- Active: 1949 – present
- Country: India
- Allegiance: India
- Branch: Indian Army
- Type: Corps of Army Air Defence
- Size: Regiment
- Nickname: Gagan Rakshak
- Mottos: Sanskrit: आकाशे शत्रुन् जहि English: Defeat the Enemy in the Sky
- Colors: Sky Blue and Red
- Anniversaries: 22 August (Raising Day)
- Equipment: 40 mm L/70 Air Defence Gun

Insignia
- Abbreviation: 103 AD Regt

= 103 Air Defence Regiment (India) =

103 Air Defence Regiment is part of the Corps of Army Air Defence of the Indian Army.
== Formation==
103 Air Defence Regiment was raised on 22 August 1949 at Colaba in Bombay (now Mumbai) as 103 Heavy Anti-Aircraft Regiment of the Territorial Army.
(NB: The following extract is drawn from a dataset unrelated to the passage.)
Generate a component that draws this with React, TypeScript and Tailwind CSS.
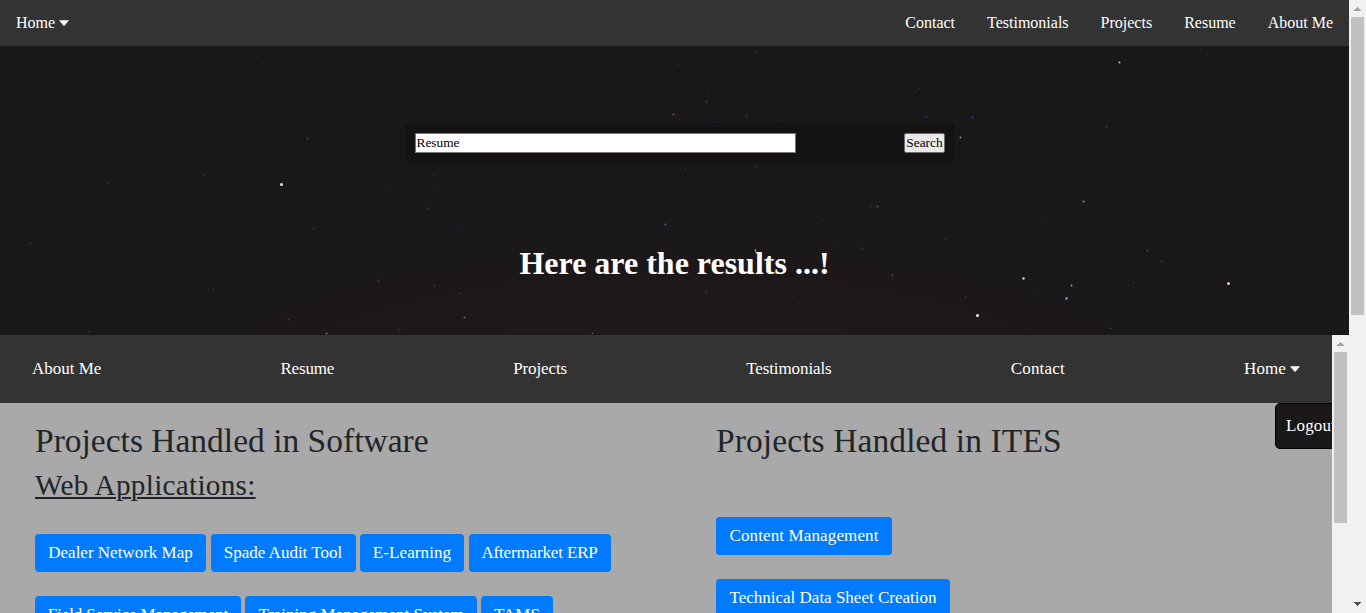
type Star = [number, number, number, string];

const stars: Star[] = [
  [281, 184, 3, "#e8e8e8"], [307, 138, 1.5, "#77505f"], [204, 175, 1.5, "#34346a"], [108, 183, 1.5, "#403c60"],
  [262, 62, 2, "#29282a"], [266, 86, 1.5, "#2b2929"], [389, 188, 2, "#28272b"],
  [433, 174, 2, "#2a292b"], [433, 186, 2, "#2a292b"], [673, 114, 2, "#8a5043"], [746, 116, 2, "#53302f"],
  [706, 101, 2, "#3a3944"], [707, 93, 1.5, "#373637"], [714, 122, 1.5, "#2b2a60"], [778, 127, 1.5, "#29284c"],
  [581, 132, 1.5, "#2b2a60"], [685, 168, 2, "#2d2c2d"], [755, 166, 2, "#353435"], [877, 206, 2, "#5a5a5a"],
  [871, 206, 1.5, "#39383a"], [865, 186, 1.5, "#2a292b"], [816, 223, 1.5, "#302f30"], [838, 240, 1.5, "#29284c"],
  [458, 228, 1.5, "#2b2a62"], [665, 224, 2, "#555488"], [755, 250, 2, "#aaa4b0"], [862, 248, 2, "#33339b"],
  [892, 275, 2, "#484749"], [706, 292, 2, "#3c3a3b"], [792, 297, 1.5, "#313057"],
  [755, 52, 2, "#3a393a"], [678, 65, 1.5, "#373637"], [1119, 62, 2, "#9ccbff"], [1207, 53, 1.5, "#303087"],
  [926, 116, 2, "#31318f"], [972, 117, 2, "#3334c4"], [960, 137, 2, "#898593"], [1106, 126, 1.5, "#5a5857"],
  [993, 154, 1.5, "#26265a"], [919, 88, 1.5, "#373637"], [1083, 201, 2, "#b08480"], [956, 212, 1.5, "#29283f"],
  [1042, 220, 1.5, "#29284c"], [945, 239, 2, "#302d2f"], [1147, 250, 1.5, "#5e6460"], [1161, 261, 2, "#403e40"],
  [1023, 278, 2.5, "#c9c5ff"], [1071, 285, 2, "#bd8275"], [1066, 298, 2.3, "#afaaff"], [1133, 282, 1.5, "#333270"],
  [1228, 283, 3, "#e7c8b9"], [977, 315, 3, "#f4f4f4"], [965, 296, 1.5, "#454345"], [1032, 294, 1.5, "#302c2c"],
  [1110, 328, 1.5, "#4b4578"], [1030, 330, 1.5, "#302c2c"], [30, 243, 2, "#302e68"], [27, 259, 1.5, "#29282a"],
  [213, 289, 1.5, "#37377b"], [313, 228, 2, "#532f35"], [427, 208, 2, "#3b3a3b"], [378, 280, 2, "#503739"],
  [434, 285, 2, "#383436"], [459, 293, 2, "#39373a"], [464, 317, 2, "#965463"], [326, 333, 2, "#a95b64"],
  [288, 319, 1.5, "#47404a"], [89, 331, 2, "#4e2b2d"], [399, 329, 2, "#363235"], [592, 333, 1.5, "#655c70"],
];

function Sky() {
  return (
    <svg className="absolute inset-0 h-full w-full" viewBox="0 0 1349 335" aria-hidden="true">
      <defs>
        <radialGradient id="haze" cx="0.5" cy="1.1" r="0.5">
          <stop offset="0" stopColor="#3a2020" stopOpacity="0.2" />
          <stop offset="1" stopColor="#3a2020" stopOpacity="0" />
        </radialGradient>
      </defs>
      <rect width="1349" height="335" fill="url(#haze)" />
      {stars.map(([x, y, size, color], i) => (
        <circle key={i} cx={x + 0.5} cy={y + 0.5} r={size / 2} fill={color} />
      ))}
    </svg>
  );
}

function Caret() {
  return (
    <svg className="relative -top-px ml-1 inline-block h-[6px] w-[10px]" viewBox="0 0 10 6" aria-hidden="true">
      <path d="M0 0.2h10L5.6 5.4q-.6.6-1.2 0z" fill="white" />
    </svg>
  );
}

function ScrollUp() {
  return (
    <svg className="h-[17px] w-[17px] shrink-0" viewBox="0 0 17 17" shapeRendering="crispEdges" aria-hidden="true">
      <path d="M5 11h7v-1h-1v-1h-1v-1h-1v-1h-1v1h-1v1h-1v1h-1z" fill="#a3a3a3" />
    </svg>
  );
}

function ScrollDown() {
  return (
    <svg className="h-[17px] w-[17px] shrink-0" viewBox="0 0 17 17" shapeRendering="crispEdges" aria-hidden="true">
      <path d="M5 6h7v1h-1v1h-1v1h-1v1h-1v-1h-1v-1h-1v-1h-1z" fill="#505050" />
    </svg>
  );
}

function Project({ name, className }: { name: string; className: string }) {
  return (
    <button className={`h-[38px] shrink-0 rounded-[4px] bg-[#007bff] text-center text-[17px] leading-[36px] whitespace-nowrap text-white ${className}`}>
      {name}
    </button>
  );
}

const dots = "bg-[#1b191a] bg-[repeating-conic-gradient(#161415_0_25%,#1d1b1c_0_50%)] bg-[length:2px_2px]";

export default function App() {
  return (
    <div className="flex h-[613px] w-[1366px] overflow-hidden bg-[#f1f1f1] font-['Liberation_Serif',serif]">
      <div className="flex w-[1349px] shrink-0 flex-col">
        <header className={`relative h-[335px] shrink-0 ${dots}`}>
          <Sky />
          <nav className="relative flex h-[46px] items-center justify-between bg-[#333] px-4 text-base leading-[46px] text-white">
            <a>Home<Caret /></a>
            <div className="flex gap-8">
              <a>Contact</a>
              <a>Testimonials</a>
              <a>Projects</a>
              <a>Resume</a>
              <a>About Me</a>
            </div>
          </nav>
          <form className="relative mt-[77px] ml-[405px] flex h-10 w-[550px] items-center justify-between rounded-[5px] bg-black/20 p-[10px] text-[13.333px]">
            <input
              className="h-5 w-[381px] border border-[#767676] bg-white px-[0.5px] text-black outline-none"
              defaultValue="Resume"
            />
            <button type="button" className="h-5 w-[41px] rounded-[2px] border border-[#6b6b6b] bg-[#e9e9e9] leading-[18px] text-black">
              Search
            </button>
          </form>
          <h1 className="relative mt-[82px] text-center text-[32px] leading-[37px] font-bold text-white">
            Here are the results ...!
          </h1>
        </header>

        <div className="flex min-h-0 flex-1">
          <main className="relative w-[1332px] shrink-0 overflow-hidden bg-[#a9a9a9] text-[#212529]">
            <nav className="flex h-[68px] items-center justify-between bg-[#333] px-8 text-[17px] leading-[68px] text-white">
              <a>About Me</a>
              <a className="tracking-[-0.2px]">Resume</a>
              <a className="tracking-[-0.1px]">Projects</a>
              <a className="tracking-[-0.1px]">Testimonials</a>
              <a className="tracking-[0.2px]">Contact</a>
              <a className="tracking-[0.1px]">Home<Caret /></a>
            </nav>
            <div className={`absolute top-[68px] left-[1275px] h-[46px] w-[80px] rounded-[5px] border border-black pl-[10px] text-[17px] leading-[44px] tracking-[0.15px] text-white ${dots}`}>
              Logout
            </div>
            <div className="flex pl-[35px]">
              <section className="w-[681px] shrink-0">
                <h2 className="mt-[18px] text-[33.5px] leading-[40px]">Projects Handled in Software</h2>
                <h3 className="mt-[6px] text-[29.2px] leading-[36px] tracking-[0.29px] underline decoration-2 underline-offset-[2px]">Web Applications:</h3>
                <div className="mt-[31px] flex gap-[4.5px]">
                  <Project name="Dealer Network Map" className="w-[171px]" />
                  <Project name="Spade Audit Tool" className="w-[145px]" />
                  <Project name="E-Learning" className="w-[104px] tracking-[0.1px]" />
                  <Project name="Aftermarket ERP" className="w-[142px] tracking-[-0.15px]" />
                </div>
                <div className="mt-6 flex gap-1">
                  <Project name="Field Service Management" className="w-[206px] tracking-[-0.12px]" />
                  <Project name="Training Management System" className="w-[232px]" />
                  <Project name="TAMS" className="w-[72px]" />
                </div>
              </section>
              <section>
                <h2 className="mt-[18px] text-[33.5px] leading-[40px] tracking-[0.1px]">Projects Handled in ITES</h2>
                <div className="mt-[56px] flex flex-col items-start gap-6">
                  <Project name="Content Management" className="w-[176px] tracking-[0.13px]" />
                  <Project name="Technical Data Sheet Creation" className="w-[234px]" />
                </div>
              </section>
            </div>
          </main>
          <div className="flex w-[17px] flex-col items-center bg-[#f1f1f1]">
            <ScrollUp />
            <div className="h-[171px] w-[13px] bg-[#c1c1c1]" />
          </div>
        </div>
      </div>
      <div className="flex w-[17px] flex-col items-center justify-between bg-[#f1f1f1]">
        <div className="flex flex-col items-center">
          <ScrollUp />
          <div className="h-[298px] w-[13px] bg-[#c1c1c1]" />
        </div>
        <ScrollDown />
      </div>
    </div>
  );
}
It consists of 509, 510 and 511 air defence batteries. The regiment has been subsequently converted to a regular regiment of the Indian Army.
==Operations==
The regiment has taken part in the following operations
- Liberation of Goa: Operation Vijay, 1961
- Indo-Pakistani War of 1965: Operation Ablaze
- Indo-Pakistani War of 1971: The unit took part in Operation Cactus Lily in the western sector.
- Operation Trident: Military exercise
- Operation Rakshak: Counter insurgency operations
- Kargil War: Operation Vijay
- Operation Parakram
- Operation Zafran: 2019
==Honours and achievements==

- The regiment was awarded Director General Army Air Defence Unit Appreciation award in 2016.
- The regiment was awarded General Officer Commanding in Chief Unit Citation in 2014 and 2018.
- Major Upendra Prasad Desaiji, Havildar (BQMH) Krishna Oak and Lance Havildar Sonu Chavan were Mentioned in dispatches during the 1971 war.
- Lieutenant Abhinav Kumar was awarded the COAS Commendation Card in August 2025 for Operation Sindoor.
- BHM Dharmendra Chaurasia was awarded the COAS Commendation Card in August 2026.

==War cry==
The war cry of the regiment is Gagan Rakshak Ka Hai Nara, Bache Na Shatru Hamara (गगन रक्षक का है नारा, बचे ना शत्रु हमारा ), which loosely translates to The slogan of the sky defenders is, our enemy should not survive.